Malkoç, Gazze'yle ilgili kendilerine çok başvuru gelmediğini de belirterek, "Ama Gazze'yle ilgili hükümetin veya ilgili makamların yaptığı uygulamalarla ilgili bizlere başvuru geldi. Buna ticari konular dahil. Biz, bütün bunları kendi yasal sınırlarımız içinde değerlendirdik. Karar vermediğimiz konularda da ilgili bakanlarla görüşme yaptık. Gazze'yle ilgili yaptığımız çalışmalar, çoğunluklu olarak yurt dışındaki diğer ombudsmanlarla irtibatlı olmamız." diye konuştu.
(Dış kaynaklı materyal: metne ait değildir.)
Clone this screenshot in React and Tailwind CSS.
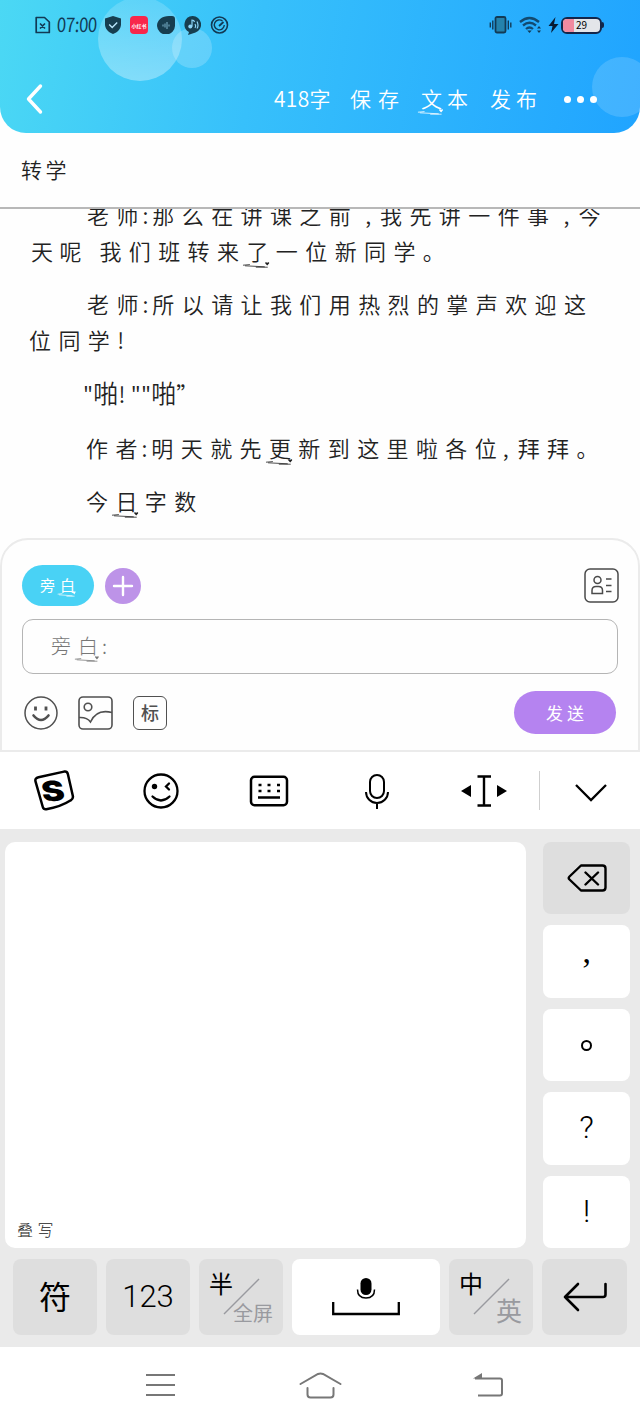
import React from 'react';

// little hand-drawn underline with a heart that some characters carry
const Marked = ({ children }) => (
    <span className="relative">
        {children}
        <svg className="absolute left-[-0.2em] bottom-[-2px] h-[8px] w-[1.35em]" viewBox="0 0 30 8" preserveAspectRatio="none" fill="none" stroke="currentColor">
            <path d="M1 5.2 8 4.6M3 5.8l20 1M14 7.2h12" strokeWidth="0.8" />
            <path d="M25.5 5.5 23.6 3.6c-.8-1.2.8-2 1.9-.8 1-1.2 2.6-.4 1.8.8z" fill="currentColor" stroke="none" />
        </svg>
    </span>
);

const StatusBar = () => (
    <div className="flex h-[50px] items-center justify-between pl-[35px] pr-[36px] text-[#123a55]">
        <div className="flex items-center">
            <svg className="mr-[6px] h-[20px] w-[16px]" viewBox="0 0 16 20" fill="none" stroke="currentColor" strokeWidth="1.7">
                <path d="M1.2 2.5h8.3L14.3 7v10.5H1.2zM5 8.5l5 5M10 8.5l-5 5" strokeLinejoin="round" />
            </svg>
            <span className="relative -top-[1px] w-[41px] -skew-x-3 text-[20px] leading-none tracking-[-0.500px] whitespace-nowrap"><span className="inline-block origin-left scale-x-[0.84]">07:00</span></span>
            <svg className="ml-[7px] h-[18px] w-[16px]" viewBox="0 0 16 18">
                <path d="M8 0l8 2.6v6C16 13 12.500 16.500 8 18 3.500 16.500 0 13 0 8.600v-6z" fill="#173e50" />
                <path d="M4.200 8.500l3 3 5-5" fill="none" stroke="#b9e5fa" strokeWidth="1.400" />
            </svg>
            <span className="ml-[9px] flex h-[18px] w-[18px] items-center justify-center rounded-[4px] bg-[#f8264a] text-[5px] leading-none font-bold whitespace-nowrap text-white">小红书</span>
            <svg className="ml-[9px] h-[18px] w-[18px]" viewBox="0 0 18 18">
                <path d="M0 10C0 4 5 0 12 0h3q3 0 3 3v6a9 9 0 0 1-18 1z" fill="#173e50" />
                <path d="M6 8.500v2M8 7.500v4M10 6v7M12 8.500v2" stroke="#7fb6cf" strokeWidth="1" />
            </svg>
            <svg className="ml-[9px] h-[19px] w-[17px]" viewBox="0 0 17 19">
                <path d="M8.500 0a8.500 8.500 0 0 1 3 16.500L4 19l1-3A8.500 8.500 0 0 1 8.500 0z" fill="#173e50" />
                <circle cx="6.300" cy="10.500" r="2" fill="#8ed5f8" />
                <path d="M8 10.500V4q2 0 2.500 2M11 8q1.500 2 0 4M13 5.500q2 4 0 7" fill="none" stroke="#8ed5f8" strokeWidth="1.200" />
            </svg>
            <svg className="ml-[9px] h-[18px] w-[19px]" viewBox="0 0 19 18" fill="none" stroke="currentColor">
                <circle cx="9.500" cy="9" r="8" strokeWidth="1.600" />
                <path d="M12.500 5A5 5 0 1 0 14.300 9" strokeWidth="1.400" />
                <path d="M9 10l4.500-4" strokeWidth="1.800" />
            </svg>
        </div>
        <div className="flex items-center">
            <svg className="h-[18px] w-[23px]" viewBox="0 0 23 18" fill="none" stroke="currentColor" strokeWidth="1.400">
                <rect x="6.500" y="1" width="10" height="15.500" rx="1.500" fill="#2482ac" strokeWidth="1.800" />
                <path d="M3.800 4.500v9M1.300 6.500v5M19.300 4.500v9M21.800 6.500v5" />
            </svg>
            <svg className="ml-[7px] h-[18px] w-[23px]" viewBox="0 0 23 18" fill="none" stroke="#124a70" strokeWidth="2.300">
                <path d="M1 6q9.500-8 19 0M4 9.500q6.500-5.500 13 0M7 13q3.500-3 7 0" />
                <path d="M8.300 14.500h4.400L10.500 17z" fill="currentColor" stroke="none" />
                <path d="M18 12.500h4l-2-2.500zM18 14.500h4L20 17z" fill="currentColor" stroke="none" />
            </svg>
            <svg className="ml-[6px] h-[18px] w-[11px]" viewBox="0 0 11 18" fill="#071a33">
                <path d="M7.500 1L.5 10h4L3 17l7.500-9H6z" />
            </svg>
            <div className="ml-[2px] flex items-center">
                <div className="relative flex h-[17px] w-[41px] items-center justify-center overflow-hidden rounded-[6px] border-2 border-[#13264a] bg-[#e3e5e9]">
                    <div className="absolute inset-y-0 left-0 w-[11px] bg-[#f08aa0]" />
                    <span className="relative text-[10px] leading-none text-black">29</span>
                </div>
                <div className="h-[6px] w-[2px] rounded-r bg-[#13264a]" />
            </div>
        </div>
    </div>
);

const Header = () => (
    <header className="relative h-[133px] overflow-hidden rounded-b-[26px] bg-[linear-gradient(100deg,#4bd8f4_0%,#37c0fb_40%,#20a4ff_100%)]">
        <div className="absolute top-[-3px] left-[98px] h-[84px] w-[84px] rounded-full bg-linear-to-b from-white/15 to-white/35" />
        <div className="absolute top-[28px] left-[172px] h-[40px] w-[40px] rounded-full bg-white/20" />
        <div className="absolute top-[57px] left-[592px] h-[60px] w-[60px] rounded-full bg-white/15" />
        <div className="relative">
            <StatusBar />
            <div className="flex h-[98px] items-center pl-[26px] text-[21px] text-white">
                <svg className="h-[32px] w-[18px]" viewBox="0 0 18 32" fill="none" stroke="white" strokeWidth="3.400" strokeLinecap="round" strokeLinejoin="round">
                    <path d="M14.500 3L2.500 16l12 13" />
                </svg>
                <nav className="ml-[230px] flex items-center font-[350] whitespace-nowrap">
                    <span className="w-[76px] tracking-[0.300px]">418字</span>
                    <span className="w-[71px] tracking-[7px]">保存</span>
                    <span className="w-[69px] tracking-[5px]"><Marked>文</Marked>本</span>
                    <span className="w-[74px] tracking-[5px]">发布</span>
                </nav>
                <div className="flex gap-[6px]">
                    <i className="h-[7px] w-[7px] rounded-full bg-white" />
                    <i className="h-[7px] w-[7px] rounded-full bg-white" />
                    <i className="h-[7px] w-[7px] rounded-full bg-white" />
                </div>
            </div>
        </div>
    </header>
);

const Comma = () => <span className="pl-[7px] tracking-[9px]">,</span>;
// last character of a speaker's name with its colon, set tighter than the line
const Tight = ({ children }) => <span className="tracking-[4px]">{children}</span>;

const Story = () => (
    <section className="h-[329px] overflow-hidden pl-[31px] text-[22px] leading-[36px] font-[350] tracking-[7.400px] whitespace-nowrap text-[#222]">
        <div className="-mt-[13px]">
            <p className="pl-[56px]">老<Tight>师:</Tight>那么在讲课之前<Comma />我先讲一件事<Comma />今</p>
            <p><span className="tracking-[6.500px]">天呢 </span>我们班转来<Marked>了</Marked>一位新同学。</p>
        </div>
        <div className="mt-[17px]">
            <p className="pl-[56px]">老<Tight>师:</Tight>所以请让我们用热烈的掌声欢迎这</p>
            <p className="-ml-[2px]">位同学!</p>
        </div>
        <p className="mt-[17px] pl-[52px] tracking-[0.200px]">"<span className="text-[25px]">啪</span>! ""<span className="text-[25px]">啪</span>”</p>
        <p className="mt-[18px] pl-[55px]">作<Tight>者:</Tight>明天就先<Marked>更</Marked>新到这里啦各<span className="tracking-[6px]">位</span><span className="tracking-[9px]">,</span>拜拜。</p>
        <p className="mt-[17px] pl-[55px]">今<Marked>日</Marked>字数</p>
    </section>
);

const Composer = () => (
    <section className="h-[214px] rounded-t-[28px] border-2 border-[#ebebeb] px-[20px] pt-[25px]">
        <div className="flex items-center justify-between">
            <div className="flex items-center gap-[11px]">
                <button className="h-[41px] w-[72px] rounded-full bg-[#49d2f5] pl-[4px] text-[15px] tracking-[5px] text-white">旁<Marked>白</Marked></button>
                <button className="flex h-[36px] w-[36px] items-center justify-center rounded-full bg-[#bd93e8]">
                    <svg className="h-[22px] w-[22px]" viewBox="0 0 22 22" stroke="white" strokeWidth="2.400" strokeLinecap="round"><path d="M11 2v18M2 11h18" /></svg>
                </button>
            </div>
            <svg className="-mr-[1px] h-[35px] w-[35px]" viewBox="0 0 35 35" fill="none" stroke="#4a4a4a" strokeWidth="1.500">
                <rect x="1" y="1" width="33" height="33" rx="5" />
                <circle cx="13.500" cy="12" r="3.500" />
                <path d="M8 25.500v-3q0-4 4-4h2.500q4 0 4 4v3zM22 11h5.500M22 17.500h5.500M22 23.500h5.500" />
            </svg>
        </div>
        <div className="mt-[13px] flex h-[55px] items-center rounded-[11px] border border-[#b5b5b5] pb-[2px] pl-[28px] text-[20px] font-light tracking-[7px] text-[#777]">旁<span className="tracking-[4px]"><Marked>白</Marked></span>:</div>
        <div className="mt-[17px] flex items-center">
            <svg className="ml-[2px] h-[34px] w-[34px]" viewBox="0 0 34 34" fill="none" stroke="#505050" strokeWidth="1.500">
                <circle cx="17" cy="17" r="16" />
                <path d="M11.500 10.500v4M22 10.500v4" strokeWidth="2.800" />
                <path d="M9.500 19.500q7.500 9 15 0" strokeWidth="2.600" strokeLinecap="round" />
            </svg>
            <svg className="ml-[20px] h-[34px] w-[35px]" viewBox="0 0 35 34" fill="none" stroke="#505050" strokeWidth="1.600">
                <rect x="1" y="1" width="33" height="32" rx="4" />
                <circle cx="10" cy="11" r="3.800" />
                <path d="M1 21.500q8-.5 11.500 4.500 6-13.500 21.500-9.500" />
            </svg>
            <span className="ml-[20px] flex h-[34px] w-[34px] items-center justify-center rounded-[6px] border-[1.500px] border-[#505050] pb-[2px] text-[18px] leading-none font-medium text-[#505050]">标</span>
            <button className="mr-[2px] ml-auto h-[43px] w-[102px] rounded-full bg-[#b583f0] pl-[4px] text-[17px] tracking-[4px] text-white">发送</button>
        </div>
    </section>
);

const InputToolbar = () => (
    <div className="flex h-[77px] items-center bg-white">
        <div className="grid w-[538px] grid-cols-5 items-center justify-items-center">
            <svg className="h-[42px] w-[42px]" viewBox="0 0 42 42">
                <path d="M5.500 7.300L31 1.600q3-.6 3.800 2.200l5 22q.7 3-2 4.500-10 6.500-24.500 9-2.700.4-3.500-2.300L2.500 11.300q-.8-3 3-4z" fill="none" stroke="black" strokeWidth="2.500" />
                <text x="0" y="0" transform="translate(21.500 31) rotate(-4) skewX(6) scale(1.220 1)" textAnchor="middle" fontFamily="Inter" fontWeight="900" fontSize="28">S</text>
            </svg>
            <svg className="h-[36px] w-[36px]" viewBox="0 0 36 36" fill="none" stroke="black" strokeWidth="2.300" strokeLinecap="round">
                <circle cx="18" cy="18" r="16.500" />
                <circle cx="11.500" cy="13.500" r="2.700" fill="black" stroke="none" />
                <path d="M26 10.500l-3 3 3 3M9.500 23.500q8.500 8 17 0" />
            </svg>
            <svg className="h-[32px] w-[40px]" viewBox="0 0 40 32" fill="none" stroke="black" strokeWidth="2.500">
                <rect x="2" y="1.800" width="36" height="28.400" rx="3.500" />
                <path d="M9.500 10h3M18.500 10h3M28 10h3M9.500 16h3M18.500 16h3M28 16h3M9 22.500h22" />
            </svg>
            <svg className="h-[36px] w-[26px]" viewBox="0 0 26 36" fill="none" stroke="black" strokeWidth="2">
                <rect x="6" y="2" width="14" height="23" rx="7" />
                <path d="M2 19a11 11 0 0 0 22 0M13 30v6" />
            </svg>
            <svg className="h-[32px] w-[46px]" viewBox="0 0 46 32">
                <path d="M0 16l10-6v12zM46 16l-10-6v12z" />
                <path d="M16.500 1.500h13.500M16.500 30.500h13.500M23 1.500v29" stroke="black" strokeWidth="2.400" />
            </svg>
        </div>
        <div className="ml-px h-[39px] w-px bg-[#cfcfcf]" />
        <svg className="ml-[35px] mt-[4px] h-[18px] w-[32px]" viewBox="0 0 32 18" fill="none" stroke="black" strokeWidth="2.300">
            <path d="M1 1l15 15L31 1" />
        </svg>
    </div>
);

const sideKeys = [
    { label: '’', className: "pt-[16px] font-['Liberation_Serif'] text-[34px]" },
    { label: '○', className: '' },
    { label: '?', className: 'pb-[2px] font-[350] text-[32px]' },
    { label: '!', className: 'pb-[2px] font-[350] text-[32px]' },
];

const SplitKey = ({ top, bottom }) => (
    <div className="relative h-[76px] w-[84px] rounded-[8px] bg-[#dedede]">
        <svg className="absolute top-[19px] left-[24px] h-[37px] w-[37px]" viewBox="0 0 37 37" stroke="#999a9f" strokeWidth="1.500"><path d="M1 36L36 1" /></svg>
        <span className="absolute top-[12px] left-[10px] text-[24px] leading-none">{top}</span>
        <span className={bottom.length > 1 ? 'absolute right-[10px] bottom-[12px] text-[20px] leading-none text-[#999a9f]' : 'absolute right-[11px] bottom-[12px] text-[26px] leading-none text-[#999a9f]'}>{bottom}</span>
    </div>
);

const Keyboard = () => (
    <div className="h-[518px] bg-[#eaeaea] pt-[13px]">
        <div className="flex h-[406px] gap-[17px] pl-[5px]">
            <div className="flex w-[521px] items-end rounded-[10px] bg-white pb-[9px] pl-[12px] text-[16px] leading-[20px] font-light tracking-[4.500px] text-[#222]">叠写</div>
            <div className="flex w-[87px] flex-col gap-[11px]">
                <div className="flex flex-1 items-center justify-center rounded-[8px] bg-[#dedede]">
                    <svg className="h-[28px] w-[40px]" viewBox="0 0 40 28" fill="none" stroke="black" strokeWidth="2.400" strokeLinejoin="round" strokeLinecap="round">
                        <path d="M14 1.500h21.500q3 0 3 3v19q0 3-3 3H14L2.500 15.500q-1.500-1.500 0-3zM18.500 8.500L31 20.500M31 8.500L18.500 20.500" />
                    </svg>
                </div>
                {sideKeys.map((key) => (
                    <div key={key.label} className="flex flex-1 items-center justify-center rounded-[8px] bg-white font-[Roboto,sans-serif]">
                        {key.label === '○'
                            ? <i className="h-[11px] w-[11px] rounded-full border-2 border-black" />
                            : <span className={key.className + ' leading-none'}>{key.label}</span>}
                    </div>
                ))}
            </div>
        </div>
        <div className="mt-[11px] flex gap-[9px] pl-[13px]">
            <div className="flex h-[76px] w-[84px] items-center justify-center rounded-[8px] bg-[#dedede] pb-[4px] text-[32px]">符</div>
            <div className="flex h-[76px] w-[84px] items-center justify-center rounded-[8px] bg-[#dedede] font-[Roboto,sans-serif] text-[31px] font-[350]">123</div>
            <SplitKey top="半" bottom="全屏" />
            <div className="flex h-[76px] w-[148px] justify-center rounded-[8px] bg-white pt-[18px]">
                <svg className="h-[40px] w-[68px]" viewBox="0 0 68 40" fill="none" stroke="black" strokeWidth="2">
                    <rect x="28.500" y="1" width="11" height="17" rx="5.500" fill="black" stroke="none" />
                    <path d="M25.500 12.500q0 8.500 8.500 8.500t8.500-8.500" strokeWidth="1.500" />
                    <path d="M1.200 25v12h65.600V25" strokeWidth="2.300" />
                </svg>
            </div>
            <SplitKey top="中" bottom="英" />
            <div className="flex h-[76px] w-[85px] items-center justify-center rounded-[8px] bg-[#dedede]">
                <svg className="h-[30px] w-[44px]" viewBox="0 0 44 30" fill="none" stroke="black" strokeWidth="2.600" strokeLinecap="round" strokeLinejoin="round">
                    <path d="M15 2L2 15l13 13M2 15h38q2.500 0 2.500-2.500V2" />
                </svg>
            </div>
        </div>
    </div>
);

const NavBar = () => (
    <div className="flex h-[75px] items-center bg-white pl-[145px] text-[#777]">
        <svg className="h-[24px] w-[30px]" viewBox="0 0 30 24" stroke="currentColor" strokeWidth="2"><path d="M1 2h29M1 12h29M1 22h29" /></svg>
        <svg className="ml-[124px] h-[28px] w-[43px]" viewBox="0 0 43 28" fill="none" stroke="currentColor" strokeWidth="2" strokeLinecap="round">
            <path d="M1.500 13L19 3q2.500-1 5 0l17.500 10M8.500 17v6.500q0 3 3 3h20q3 0 3-3V17" />
        </svg>
        <svg className="ml-[131px] h-[26px] w-[31px]" viewBox="0 0 31 26" fill="none" stroke="currentColor" strokeWidth="2">
            <path d="M2 6.500h25q2 0 2 2v13q0 2-2 2H5" /><path d="M0 6.500L9 1v5.500z" fill="currentColor" stroke="none" />
        </svg>
    </div>
);

const App = () => (
    <div className="flex h-[1422px] w-[640px] flex-col overflow-hidden bg-[#fefefe] font-['Noto_Sans_CJK_SC',sans-serif] text-black">
        <Header />
        <div className="flex h-[76px] shrink-0 items-center border-b-2 border-[#b8b8b8] pl-[21px] text-[21px] font-[350] tracking-[3.500px] text-[#222]">转学</div>
        <Story />
        <Composer />
        <InputToolbar />
        <Keyboard />
        <NavBar />
    </div>
);

export default App;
7 Ekim 2023'ten bu yana 25'e yakın uluslararası toplantıya katıldığını, bu toplantılarda Gazze'de yaşanan insan hakları ihlallerini gündeme getirdiğini aktaran Malkoç, "Özellikle Avrupa ombudsmanlarının katıldığı toplantılarda bu konuyu hiç gündeme getirmiyorlar ama biz gündeme getirince de gelip teşekkür ediyorlar. Bu insanlığın sınavıdır. Gazze, dünyada bir dönüm noktasıdır. Uluslararası hukukun bütün kurallarının çiğnendiği yerdir. Türkiye ombudsmanlığı olarak sadece Türkiye'deki hukuki konular değil, dünyadaki uluslararası alanda insan haklarıyla ilgili, hukukun üstünlüğüyle ilgili çabamızı sürdürüyoruz." değerlendirmesinde bulundu.